Plot-wise Hercules is cast as a bored little brat wanting to go to earth to have some fun. Sick of his constant whining his dad, Zeus, in a fit of rage… sends him to earth, thus granting his wish. 

After beating up everyone on the boat the picked him out of the ocean (including John Candy) he buddy’s up with Pretzie (Arnold Stang, voice of Top-cat!), a pretzel seller by the dock. It’s essentially a buddy movie between an ethereal prick and a walking stereotype.  Pretize looks like he was created during a game of Pictionary and the words “A Jew” were on the card. I personally feel slightly offended by the lazy stereotyping of this Jewish character, and I’m not even Jewish. Anyway they team up and “Herc” becomes a wrestler and money start rolling in. The world’s least threatening mafia boss turns up (he looks like Bob Hoskin’s and Jimmy Carr’s lovechild) and “Herc” loses his powers at one point blah, blah, blah… you really don’t need to know the plot. What you need to know is Arnie flips over a taxi then fights a bear.

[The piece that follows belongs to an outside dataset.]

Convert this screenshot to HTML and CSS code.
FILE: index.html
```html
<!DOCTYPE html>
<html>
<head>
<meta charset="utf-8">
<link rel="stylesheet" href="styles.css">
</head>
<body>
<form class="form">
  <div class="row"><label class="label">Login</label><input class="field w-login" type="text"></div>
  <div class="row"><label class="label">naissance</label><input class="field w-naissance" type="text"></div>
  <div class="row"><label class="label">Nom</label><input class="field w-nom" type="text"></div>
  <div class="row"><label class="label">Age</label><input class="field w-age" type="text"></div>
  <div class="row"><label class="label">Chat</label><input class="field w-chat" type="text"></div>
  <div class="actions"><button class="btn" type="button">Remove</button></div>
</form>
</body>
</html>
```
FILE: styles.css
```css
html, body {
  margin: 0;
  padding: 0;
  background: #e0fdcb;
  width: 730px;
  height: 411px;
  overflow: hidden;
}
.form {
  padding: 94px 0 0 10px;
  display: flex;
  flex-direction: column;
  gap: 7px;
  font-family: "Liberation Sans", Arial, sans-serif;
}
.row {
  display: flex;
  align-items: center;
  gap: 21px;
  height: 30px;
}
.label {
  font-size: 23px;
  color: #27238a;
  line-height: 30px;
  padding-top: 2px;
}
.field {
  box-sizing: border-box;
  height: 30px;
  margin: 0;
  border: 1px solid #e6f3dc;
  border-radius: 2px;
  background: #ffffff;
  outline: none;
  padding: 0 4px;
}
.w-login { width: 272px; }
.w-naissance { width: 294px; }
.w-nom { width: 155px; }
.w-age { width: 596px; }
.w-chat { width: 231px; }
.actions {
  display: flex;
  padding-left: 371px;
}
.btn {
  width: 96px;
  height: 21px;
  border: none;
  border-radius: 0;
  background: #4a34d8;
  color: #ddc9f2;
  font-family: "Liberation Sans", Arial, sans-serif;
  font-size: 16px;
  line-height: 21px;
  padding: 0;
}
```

“Herc” also gets his shirt off as many times as possible, at one point during the middle of talking to Mercury (yes he is a Roman god but attention to detail is not HINY’s strongpoint) proclaiming “I have to take a shower”. Arnie was only 22 at the time and he still had a strong Austrian accent. For the theatre release Arnie’s voice was dubbed over but thankfully restored on the DVD. It sounds like Schwarzenegger is doing an impression of Rainier Wolfcastle (the Arnie parody character from the Simpson’s) doing an impression of Arnold Schwarzenegger. Arnie and his rudimentary English skills (he was only 22) get to work with such great dialog as…

“Bucks? Doe? What is all this zoological talk about male and female animals?”
“Ha, ha, ha. You have strucked Hercules.”

The Guy who plays Zeus spends 97.6% of the film pissed off with his son, scowling for almost all of his scenes. Mount Olympus seems to have serious traffic congestion problems judging by the amount of honking car horns you can hear, and the Greek gods had a fondness for red brickwork as opposed to white marble (picking Central Park as the set was probably not the best location in hindsight).

Arnie openly admits regretting doing this film, and that’s from a man who played Mr. Freeze in Batman & Robin. Thankfully for Arnie this was not the end, he was well on his way to stardom by 1982 (Conan the Barbarian), and well on his way to being in charge of the world’s 8th biggest economy (seriously how the hell did that happen?). The director Arthur Allan Seidelman also went on to hit personal highs by directing episodes of Magnum P.I. and Murder She Wrote. Still Hercules in New York Remains his Magnus opus. 


Monday, 28 March 2011

Welcome to The Bad Film Blog!

Hello there!

Thanks for stopping by! I’m Jack and I love bad films!

Well that’s not quite true, I don't love all bad films. I mean have you ever seen Woody Allen’s “Match Point”? You have my sympathy if you have.

The kind of bad films I love are usually so crammed with awful acting, dodgy directing and stupid scripts that you can’t help but laugh. How and why these films are made are very good questions, but I don’t know if i can be bothered to answer them.

I will however review and babble on about all the stupid crap that occurs in these cinematographic catastrophes. Expect acting more wooden than the sets!